Ms Ferguson also said that the results of the royal commission were in danger of being watered down by the Morrison government. 

Prime Minister Scott Morrison infamously voted against the royal commission 26 times, calling it “a populist whinge”. 

“What seems to happen is there will be an inquiry, there will be some great recommendations, and then the lobbyists start to get involved,” Ms Ferguson said.

“And by the time they’re finished the legislation is watered down. And that’s my feel that it will happen again.”

Ms Ferguson said that she believed that the appointment of commissioner Kenneth Hayne was politically advantageous and that the royal commission was essentially kneecapped from the start.

“He was very conservative, and a stickler. So I think they knew that he would stick to the 12-month limit. He had a budget of $70 million, which in the scheme of royal commissions isn’t a lot of money,” she said.

She also noted the short time frame of the Hayne commission, comparing it unfavourably to the Royal Commission into Institutional Responses to Child Sexual Abuse, which ran from 2013 to 2017. 
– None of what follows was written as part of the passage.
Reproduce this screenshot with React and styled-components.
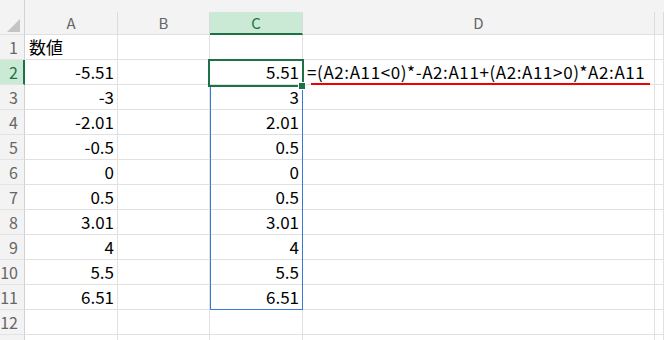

“You’d think with such a massive sector of financial services, two years would have been a good amount of time. You could have looked at a few more companies in detail,” she said.

“Superannuation – a $2.8 trillion industry – it got two weeks.”

Ms Ferguson also believes that the Hayne commission missed out by not pursuing payday lenders, which went largely unnoticed amid revelations about high-level malfeasance at the big banks.